Впрочем, клакбюкский священник чувствовал, что от ветеринара исходит нечто вроде духа святости. Он догадывался о паническом страхе Фердинана, плоде зловонных его угрызений совести, чуял его ужас перед тайнами пола и считал, что такие люди, как он, укрепляют приход уже одним только своим присутствием. И он был бы рад, если бы тот жил в Клакбю, пусть даже оставаясь радикалом и антиклерикалом. Иногда кюре позволял себе помечтать (у него прямо слюнки начинали течь) о том, как Фердинан Одуэн, клакбюкский прихожанин, приходит к нему на исповедь, чтобы покаяться: уж он-то, в отличие от городских священников, которые не являются настоящими врачевателями душ, не стал бы ограничиваться рассеянно-снисходительными словами. «Но ведь это ужасно…» — чудилось ему; он как бы говорил несчастному своим пришептывающим голосом, от которого в исповедальню слетались все самые непроглядные потемки церкви. Он уже видел, как подавленный, объятый томительным страхом грешник идет по Клакбю и сеет среди жителей деревни святое недоверие к плоти, которое является первой ступенькой лестницы, ведущей в рай. С душами вроде ветеринаровой можно было не сомневаться, что, не слишком переутомляясь, хоть сколько-нибудь в копилку религии да положишь. Не то что со всякими убогими созданиями, которые, наведываясь раз в неделю перед ужином, сообщали: «Изменила я, отец, моему мужу с Леоном Коранпо», — и спокойно уходили, получив распоряжение прочитать «ave», «pater» и «confeteor». Вот Фердинан, тот был католиком что надо…

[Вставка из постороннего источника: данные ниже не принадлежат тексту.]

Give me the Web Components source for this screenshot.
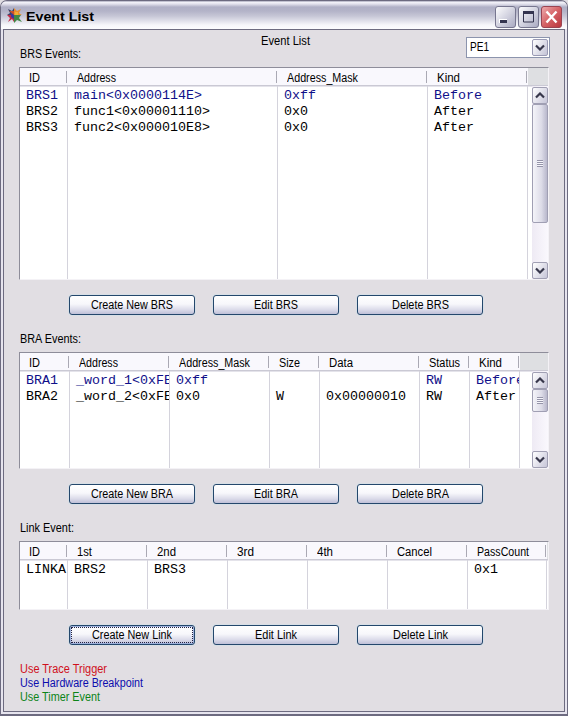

Ветеринар ничего не знал о том восхищении, которое питал к нему клакбюкский кюре. И его предчувствие, что он отдан на растерзание бесам, все усиливалось и усиливалось. Чтобы искупить свою совершенно платоническую извращенность, он пытался прибегнуть к воздержанию. Кстати, исполняя супружеские обязанности, он умирал от страха или же мучился из-за полученного удовольствия такими угрызениями совести, что на него нападала бессонница. Подозрительный, опасающийся всего, что могло дать пищу его собственному воображению, он маниакально преследовал и держал под наблюдением всех членов своей семьи. Он усердно присматривал за ребятами, особенно за Антуаном, чья склонность к лени позволяла предполагать у него массу пороков. «Праздность — мать всех пороков», — говорил ветеринар, подчеркивая каждое свое слово. Фредерик, будучи трудолюбивым учеником, пользовался относительным доверием. Правда, однажды случилась настоящая трагическая сцена: отец обнаружил среди его учебников трактат по сексуальному воспитанию. Этот обернутый в синюю бумагу трактат ничем не выделялся среди других книг Фредерика, но у ветеринара был превосходный нюх на все скандальное. Раскрыв книгу наугад, он попал на четырнадцатикратно увеличенный тестикул в разрезе. Дрожа от гнева, он ворвался в столовую, где семья собралась на вечернюю трапезу, и стал трясти тестикулом перед носом виновного:
— На колени! Негодяй! Дрянь, а не сын! Совершенно не уважаешь своих родителей…
Жене, испуганно и вопрошающе смотревшей на него, он кричал:
— Он знает все! Мне больше нечего сказать… О! Презренный! Проси у меня на коленях прощения! Ты теперь больше не получишь десерта до самого своего совершеннолетия…
И потом, после случившейся драмы, отец еще долго-долго не мог встретиться взглядом с Фредериком, чтобы не покраснеть до корней волос. Его подозрительность распространялась также и на дочь, и из-за одного сомнительного жеста, который, он истолковал по-своему, Люсьене пришлось в течение шести месяцев спать со связанными за спиной руками.
Профессиональная деятельность Фердинана никак не страдала от его маниакальных тревог, скорее, даже наоборот. Отдаваясь со страстью работе, он беспрестанно колесил по дорогам, навещая то телящихся коров, то больных сибирской язвой свиней; он хотел, чтобы у его сыновей были лучшие в классе оценки, чтобы Люсьена стала образцом девичьего совершенства. Поскольку церковь была бессильна помочь ему с изгнанием бесов и не располагала весами, на которых можно было бы взвесить химеры его грехов, и поскольку он был как бы отлучен от нее, или забыт, или причислен к протестантам, то ветеринар хотел, чтобы все семейство трудами и достойным поведением своим свидетельствовало о почтительности его главы. Он наращивал свой дом вверх, словно Вавилонскую башню.